* [THE REQUEST]: All of the listing below must be repeated word for word. Pictures are the only thing to omit.

* [DATA SECTION]:
=====

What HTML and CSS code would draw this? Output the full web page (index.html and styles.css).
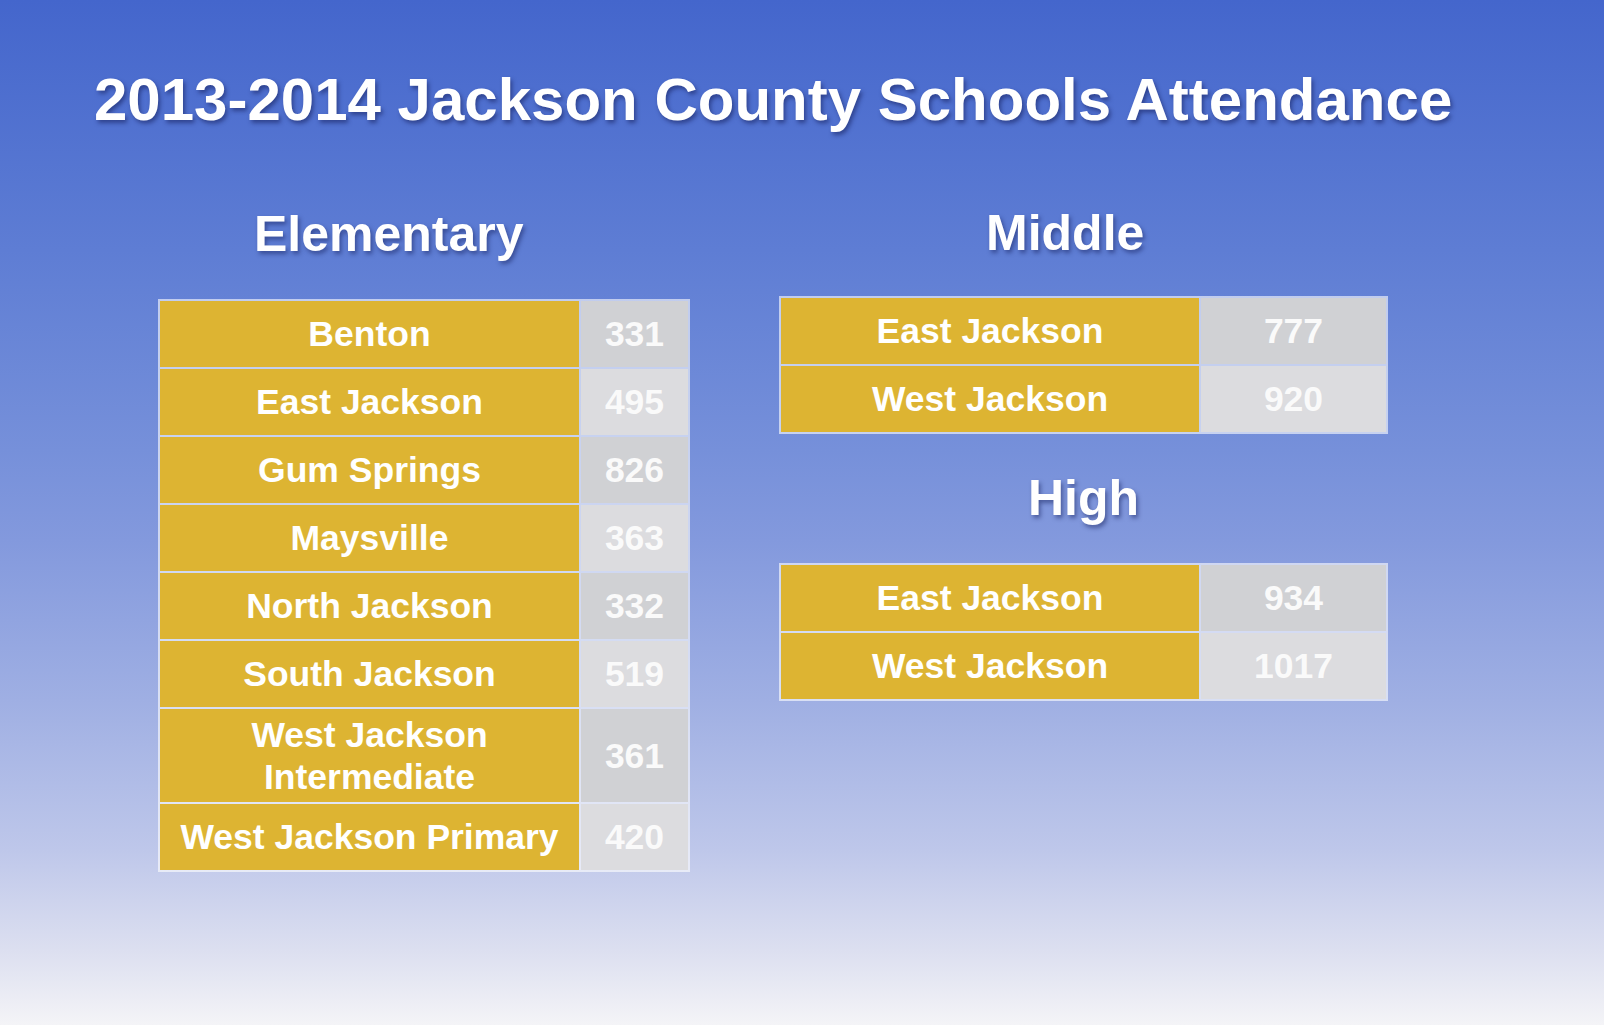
FILE: index.html
```html
<!DOCTYPE html>
<html lang="en">
<head>
<meta charset="utf-8">
<title>2013-2014 Jackson County Schools Attendance</title>
<link rel="stylesheet" href="styles.css">
</head>
<body>
<div class="slide">
  <h1 class="title">2013-2014 Jackson County Schools Attendance</h1>
  <div class="columns">
    <section class="col col-left">
      <h2 class="heading heading-elem">Elementary</h2>
      <div class="tbl tbl-elem">
        <div class="name">Benton</div><div class="num dark">331</div>
        <div class="name">East Jackson</div><div class="num light">495</div>
        <div class="name">Gum Springs</div><div class="num dark">826</div>
        <div class="name">Maysville</div><div class="num light">363</div>
        <div class="name">North Jackson</div><div class="num dark">332</div>
        <div class="name">South Jackson</div><div class="num light">519</div>
        <div class="name">West Jackson<br>Intermediate</div><div class="num dark">361</div>
        <div class="name">West Jackson Primary</div><div class="num light">420</div>
      </div>
    </section>
    <section class="col col-right">
      <h2 class="heading heading-mid">Middle</h2>
      <div class="tbl tbl-small">
        <div class="name">East Jackson</div><div class="num dark">777</div>
        <div class="name">West Jackson</div><div class="num light">920</div>
      </div>
      <h2 class="heading heading-high">High</h2>
      <div class="tbl tbl-small">
        <div class="name">East Jackson</div><div class="num dark">934</div>
        <div class="name">West Jackson</div><div class="num light">1017</div>
      </div>
    </section>
  </div>
</div>
</body>
</html>
```
FILE: styles.css
```css
html, body {
  margin: 0;
  padding: 0;
}

body {
  width: 1604px;
  height: 1025px;
  overflow: hidden;
  font-family: "Liberation Sans", Arial, Helvetica, sans-serif;
  background: linear-gradient(to bottom,
    #4466cc 0px,
    #5e7dd4 250px,
    #7690da 450px,
    #8399dd 540px,
    #9fafe3 700px,
    #bec7ea 850px,
    #dcdff0 950px,
    #f4f4f7 1025px);
}

.slide {
  width: 1604px;
  height: 1025px;
  padding-top: 70px;
  box-sizing: border-box;
}

.title {
  margin: 0;
  padding-left: 94px;
  font-size: 60px;
  line-height: 60px;
  font-weight: 700;
  color: #ffffff;
  white-space: nowrap;
  text-shadow: 2px 3px 4px rgba(20, 30, 90, 0.55);
}

.columns {
  display: flex;
  align-items: flex-start;
  margin-top: 80px;
}

.col-left {
  margin-left: 158px;
  width: 532px;
}

.col-right {
  margin-left: 89px;
  width: 609px;
}

.heading {
  margin: 0;
  font-size: 50px;
  line-height: 49px;
  font-weight: 700;
  color: #ffffff;
  white-space: nowrap;
  text-shadow: 2px 3px 4px rgba(20, 30, 90, 0.5);
}

.heading-elem {
  padding-left: 96px;
  margin-bottom: 40px;
}

.heading-mid {
  padding-left: 207px;
  margin-top: -1px;
  margin-bottom: 38px;
}

.heading-high {
  text-align: center;
  margin-top: 40px;
  margin-bottom: 40px;
}

.tbl {
  display: grid;
  gap: 2px;
  padding: 2px;
  background: rgba(255, 255, 255, 0.6);
  grid-auto-rows: 66px;
}

.tbl-elem {
  grid-template-columns: 419px 107px;
  grid-template-rows: repeat(6, 66px) 93px 66px;
}

.tbl-small {
  grid-template-columns: 418px 185px;
}

.name,
.num {
  display: flex;
  align-items: center;
  justify-content: center;
  text-align: center;
  font-size: 35.5px;
  line-height: 42px;
  font-weight: 700;
  color: #ffffff;
}

.name {
  background: #ddb432;
}

.num {
  color: #fafafa;
}

.num.dark {
  background: #d0d1d4;
}

.num.light {
  background: #dcdcdf;
}
```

=====

* [SOLUTION]:
What HTML and CSS code would draw this? Output the full web page (index.html and styles.css).
FILE: index.html
```html
<!DOCTYPE html>
<html lang="en">
<head>
<meta charset="utf-8">
<title>2013-2014 Jackson County Schools Attendance</title>
<link rel="stylesheet" href="styles.css">
</head>
<body>
<div class="slide">
  <h1 class="title">2013-2014 Jackson County Schools Attendance</h1>
  <div class="columns">
    <section class="col col-left">
      <h2 class="heading heading-elem">Elementary</h2>
      <div class="tbl tbl-elem">
        <div class="name">Benton</div><div class="num dark">331</div>
        <div class="name">East Jackson</div><div class="num light">495</div>
        <div class="name">Gum Springs</div><div class="num dark">826</div>
        <div class="name">Maysville</div><div class="num light">363</div>
        <div class="name">North Jackson</div><div class="num dark">332</div>
        <div class="name">South Jackson</div><div class="num light">519</div>
        <div class="name">West Jackson<br>Intermediate</div><div class="num dark">361</div>
        <div class="name">West Jackson Primary</div><div class="num light">420</div>
      </div>
    </section>
    <section class="col col-right">
      <h2 class="heading heading-mid">Middle</h2>
      <div class="tbl tbl-small">
        <div class="name">East Jackson</div><div class="num dark">777</div>
        <div class="name">West Jackson</div><div class="num light">920</div>
      </div>
      <h2 class="heading heading-high">High</h2>
      <div class="tbl tbl-small">
        <div class="name">East Jackson</div><div class="num dark">934</div>
        <div class="name">West Jackson</div><div class="num light">1017</div>
      </div>
    </section>
  </div>
</div>
</body>
</html>
```
FILE: styles.css
```css
html, body {
  margin: 0;
  padding: 0;
}

body {
  width: 1604px;
  height: 1025px;
  overflow: hidden;
  font-family: "Liberation Sans", Arial, Helvetica, sans-serif;
  background: linear-gradient(to bottom,
    #4466cc 0px,
    #5e7dd4 250px,
    #7690da 450px,
    #8399dd 540px,
    #9fafe3 700px,
    #bec7ea 850px,
    #dcdff0 950px,
    #f4f4f7 1025px);
}

.slide {
  width: 1604px;
  height: 1025px;
  padding-top: 70px;
  box-sizing: border-box;
}

.title {
  margin: 0;
  padding-left: 94px;
  font-size: 60px;
  line-height: 60px;
  font-weight: 700;
  color: #ffffff;
  white-space: nowrap;
  text-shadow: 2px 3px 4px rgba(20, 30, 90, 0.55);
}

.columns {
  display: flex;
  align-items: flex-start;
  margin-top: 80px;
}

.col-left {
  margin-left: 158px;
  width: 532px;
}

.col-right {
  margin-left: 89px;
  width: 609px;
}

.heading {
  margin: 0;
  font-size: 50px;
  line-height: 49px;
  font-weight: 700;
  color: #ffffff;
  white-space: nowrap;
  text-shadow: 2px 3px 4px rgba(20, 30, 90, 0.5);
}

.heading-elem {
  padding-left: 96px;
  margin-bottom: 40px;
}

.heading-mid {
  padding-left: 207px;
  margin-top: -1px;
  margin-bottom: 38px;
}

.heading-high {
  text-align: center;
  margin-top: 40px;
  margin-bottom: 40px;
}

.tbl {
  display: grid;
  gap: 2px;
  padding: 2px;
  background: rgba(255, 255, 255, 0.6);
  grid-auto-rows: 66px;
}

.tbl-elem {
  grid-template-columns: 419px 107px;
  grid-template-rows: repeat(6, 66px) 93px 66px;
}

.tbl-small {
  grid-template-columns: 418px 185px;
}

.name,
.num {
  display: flex;
  align-items: center;
  justify-content: center;
  text-align: center;
  font-size: 35.5px;
  line-height: 42px;
  font-weight: 700;
  color: #ffffff;
}

.name {
  background: #ddb432;
}

.num {
  color: #fafafa;
}

.num.dark {
  background: #d0d1d4;
}

.num.light {
  background: #dcdcdf;
}
```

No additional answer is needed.